In recent decades, IoT has been applied in various environmental applications [30,31] climate monitoring [32], flood warning [33], earthquake emergency [34,35], water quality [36], and recommender system [37]. International Telecommunication Union (ITU) stated the IoT as “A global infrastructure for the information society enabling advanced services by interconnecting (physical and virtual) things based on, existing and evolving, interoperable information and communication technologies” [38]. IoT is different from the wireless sensor network (WSN) in various aspects, such as communication protocols, security and privacy, scalability, robustness, and service quality (QoS) as described in the literature. Although they are both influenced by machines to machines (M2M) architecture, IoT uses internet protocol (IPv6) while WSN can use other communication protocols as well [39]. IoT communication protocols provide better results for real-time data observations because of less battery consumption and network latency [40]. Additionally, there are fewer deployment constraints (i.e., location and topology) in IoT networks [40]. Therefore, IoT is the better approach to distributing real-time data over the internet and building a VGI solution. In this paper, IoT implies a network of connected things (i.e., viscosity, water level, and temperature sensors) to the internet.

IoT provides real-time observations and, automatically, transmits information to other things. Unlike VGI, the information sources in IoT networks are identifiable [41]. Identifying the source of information would enable us to prevent errors in a calibration process. Sensor error sources are mostly identifiable while VGI error sources often are unknown. Moreover, sensor data noises are lower than VGI [42] and more reliable than volunteered-generated data [43]. Therefore, the information which is obtained by an IoT system has more quality rather than VGI and can be applied to validate VGI quality [44]. Moreover, the datasets with higher quality can be considered as a reference for quality evaluation of the fewer quality data [45]. Accordingly, IoT can be a reference to evaluate the quality of VGI in real-time. Here, being real-time means that the VGI quality assessment process can be accomplished right after receiving data from volunteers and does not require post-processing. Emerging publish/subscribe has enabled us to trigger the VGI quality assessment process right after subscribing to the recent VGI data. Based on some literature, this can be considered as a near real-time process in case the process takes between 5 and 15 min [46]. Although using historical data can improve VGI quality assessment as well, it is beyond the scope of this paper and can be considered for future works. However, in this paper being real-time means that the process of a quality assessment of VGI is automatically triggered right after receiving data from volunteers and does not require post-processing. Several theories have been proposed to integrate IoT or sensor networks with VGI. Bakillah et al. [47] fused sensor data and VGI to create a more realistic transportation simulation. They discovered that the spatial accuracy of VGI is a concern and an appropriate technique for assessing the VGI quality is essential. Horita et al. [48] developed a spatial decision support system for flood risk management by combining VGI and sensor data.

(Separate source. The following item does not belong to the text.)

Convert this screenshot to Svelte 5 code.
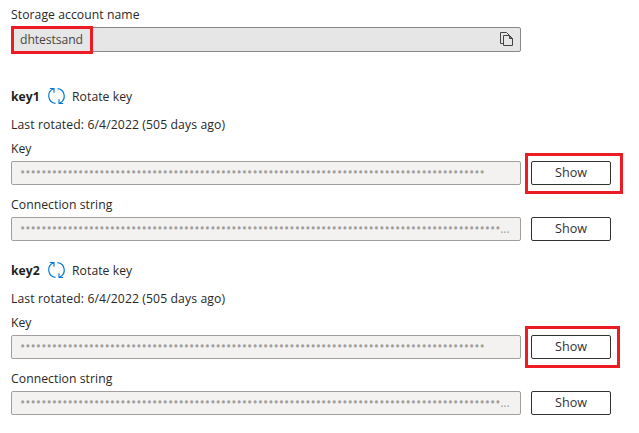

They showed that VGI fills the lack of data about river basins when sensors do not cover the area [48]. Fontes et al. [49] presented an approach to design a Web GIS (geographic information system) emergency response platform that integrates both sensors and VGI. The prior studies substantiate the belief that VGI fills the gaps of information in space while they neglect the VGI quality and methods of filtering them.

1.2. Objectives and Contributions

Previous works on VGI data quality assessment fall into two categories: The main goal of this paper is to demonstrate how to assess the VGI quality of point features using the IoT network in real-time. In other words, the proposed method fills the gaps in the previous works on how to use IoT to identify and remove unsuitable VGI data in real-time. The main purpose of data quality assessment using IoT sensors is to use sensors for ranking volunteers’ credibility, removing fake or incorrect volunteers’ reports, and use qualified VGI for adding more details to the sensor observations. In general, this study is expected to deliver the following benefits:

This quality assessment method leads us to validate volunteers’ credibility. The real-time quality assessment can assign scores to volunteers and their generated data during an automatic real-time process. Therefore, it would be a good approach to automatically check volunteers’ contributions credibility and score them accordingly when they are located in the proximity of qualified IoT sensors. Moreover, it can be deployed in an integrated IoT-location based social network (LBSN) to check the reliability of volunteers’ observations in the long term and automatically score volunteers based on previous contributions quality. Volunteer’s score history can help to verify volunteers’ observations when no other reference is available or there is not enough time to check the quality (e.g., disaster management case). Applying the proposed method help reducing fake and incorrect reports propagation in social networks by assessing the quality of volunteers’ reports. Therefore, IoT can filter the wrong news in social networks.
Quality assessment of VGI using qualified IoT sensors, as a new method can help scholars to ascertain how reliable a VGI is to generate the information.
If we can evaluate and verify a high-quality VGI report using the matched IoT sensor, then we can add additional information provided by volunteers to the corresponding sensor. The additional information may include more descriptive details, a higher observation rate, and extra locations. As volunteers are able to share descriptive information, they can generate more detail about observations. For example, a sensor observes a reduction of water level in a river while a volunteer report could be “water level is low. I see an otter dam 20 m away”. Therefore, it can be concluded that the reason for the low water level is probably the otter dam.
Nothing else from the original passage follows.